* BEGIN INFORMATION SUPPLIED *
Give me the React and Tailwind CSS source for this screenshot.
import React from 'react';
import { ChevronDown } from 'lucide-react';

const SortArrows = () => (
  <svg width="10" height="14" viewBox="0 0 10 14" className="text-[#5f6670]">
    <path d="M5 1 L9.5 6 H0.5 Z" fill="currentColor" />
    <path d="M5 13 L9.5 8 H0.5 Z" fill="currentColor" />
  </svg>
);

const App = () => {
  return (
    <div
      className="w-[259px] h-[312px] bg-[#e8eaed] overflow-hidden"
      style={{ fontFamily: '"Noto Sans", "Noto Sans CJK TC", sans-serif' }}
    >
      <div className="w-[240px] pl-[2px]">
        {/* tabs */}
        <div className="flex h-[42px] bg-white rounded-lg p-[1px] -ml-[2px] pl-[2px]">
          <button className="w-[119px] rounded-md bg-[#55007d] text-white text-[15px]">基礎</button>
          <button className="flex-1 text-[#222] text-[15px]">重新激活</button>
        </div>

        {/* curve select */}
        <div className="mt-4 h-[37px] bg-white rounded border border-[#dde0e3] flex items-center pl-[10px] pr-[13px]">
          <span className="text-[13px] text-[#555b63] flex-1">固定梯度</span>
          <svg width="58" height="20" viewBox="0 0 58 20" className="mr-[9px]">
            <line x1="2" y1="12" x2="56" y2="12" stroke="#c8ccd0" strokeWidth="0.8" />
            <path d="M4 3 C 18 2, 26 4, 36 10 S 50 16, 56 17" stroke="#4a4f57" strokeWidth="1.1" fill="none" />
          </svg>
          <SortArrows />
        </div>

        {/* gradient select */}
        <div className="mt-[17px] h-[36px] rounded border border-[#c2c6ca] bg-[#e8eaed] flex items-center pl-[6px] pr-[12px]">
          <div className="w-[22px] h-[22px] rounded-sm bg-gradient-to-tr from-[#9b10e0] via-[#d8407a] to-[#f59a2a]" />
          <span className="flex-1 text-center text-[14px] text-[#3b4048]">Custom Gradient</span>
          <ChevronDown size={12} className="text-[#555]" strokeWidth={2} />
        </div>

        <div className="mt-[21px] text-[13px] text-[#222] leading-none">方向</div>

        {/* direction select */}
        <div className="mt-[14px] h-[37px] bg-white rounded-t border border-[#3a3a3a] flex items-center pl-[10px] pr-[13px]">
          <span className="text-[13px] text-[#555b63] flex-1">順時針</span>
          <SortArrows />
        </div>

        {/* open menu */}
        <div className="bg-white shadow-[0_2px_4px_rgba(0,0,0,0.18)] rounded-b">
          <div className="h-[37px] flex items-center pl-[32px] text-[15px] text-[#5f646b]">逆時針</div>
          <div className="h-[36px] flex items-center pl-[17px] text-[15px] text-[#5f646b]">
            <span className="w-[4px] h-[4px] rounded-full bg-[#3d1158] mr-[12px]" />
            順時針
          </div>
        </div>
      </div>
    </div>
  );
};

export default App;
* END INFORMATION SUPPLIED *
- WHAT TO WORK ON
Give the listing above again, word for word.

- FINAL RESULT
Give me the React and Tailwind CSS source for this screenshot.
import React from 'react';
import { ChevronDown } from 'lucide-react';

const SortArrows = () => (
  <svg width="10" height="14" viewBox="0 0 10 14" className="text-[#5f6670]">
    <path d="M5 1 L9.5 6 H0.5 Z" fill="currentColor" />
    <path d="M5 13 L9.5 8 H0.5 Z" fill="currentColor" />
  </svg>
);

const App = () => {
  return (
    <div
      className="w-[259px] h-[312px] bg-[#e8eaed] overflow-hidden"
      style={{ fontFamily: '"Noto Sans", "Noto Sans CJK TC", sans-serif' }}
    >
      <div className="w-[240px] pl-[2px]">
        {/* tabs */}
        <div className="flex h-[42px] bg-white rounded-lg p-[1px] -ml-[2px] pl-[2px]">
          <button className="w-[119px] rounded-md bg-[#55007d] text-white text-[15px]">基礎</button>
          <button className="flex-1 text-[#222] text-[15px]">重新激活</button>
        </div>

        {/* curve select */}
        <div className="mt-4 h-[37px] bg-white rounded border border-[#dde0e3] flex items-center pl-[10px] pr-[13px]">
          <span className="text-[13px] text-[#555b63] flex-1">固定梯度</span>
          <svg width="58" height="20" viewBox="0 0 58 20" className="mr-[9px]">
            <line x1="2" y1="12" x2="56" y2="12" stroke="#c8ccd0" strokeWidth="0.8" />
            <path d="M4 3 C 18 2, 26 4, 36 10 S 50 16, 56 17" stroke="#4a4f57" strokeWidth="1.1" fill="none" />
          </svg>
          <SortArrows />
        </div>

        {/* gradient select */}
        <div className="mt-[17px] h-[36px] rounded border border-[#c2c6ca] bg-[#e8eaed] flex items-center pl-[6px] pr-[12px]">
          <div className="w-[22px] h-[22px] rounded-sm bg-gradient-to-tr from-[#9b10e0] via-[#d8407a] to-[#f59a2a]" />
          <span className="flex-1 text-center text-[14px] text-[#3b4048]">Custom Gradient</span>
          <ChevronDown size={12} className="text-[#555]" strokeWidth={2} />
        </div>

        <div className="mt-[21px] text-[13px] text-[#222] leading-none">方向</div>

        {/* direction select */}
        <div className="mt-[14px] h-[37px] bg-white rounded-t border border-[#3a3a3a] flex items-center pl-[10px] pr-[13px]">
          <span className="text-[13px] text-[#555b63] flex-1">順時針</span>
          <SortArrows />
        </div>

        {/* open menu */}
        <div className="bg-white shadow-[0_2px_4px_rgba(0,0,0,0.18)] rounded-b">
          <div className="h-[37px] flex items-center pl-[32px] text-[15px] text-[#5f646b]">逆時針</div>
          <div className="h-[36px] flex items-center pl-[17px] text-[15px] text-[#5f646b]">
            <span className="w-[4px] h-[4px] rounded-full bg-[#3d1158] mr-[12px]" />
            順時針
          </div>
        </div>
      </div>
    </div>
  );
};

export default App;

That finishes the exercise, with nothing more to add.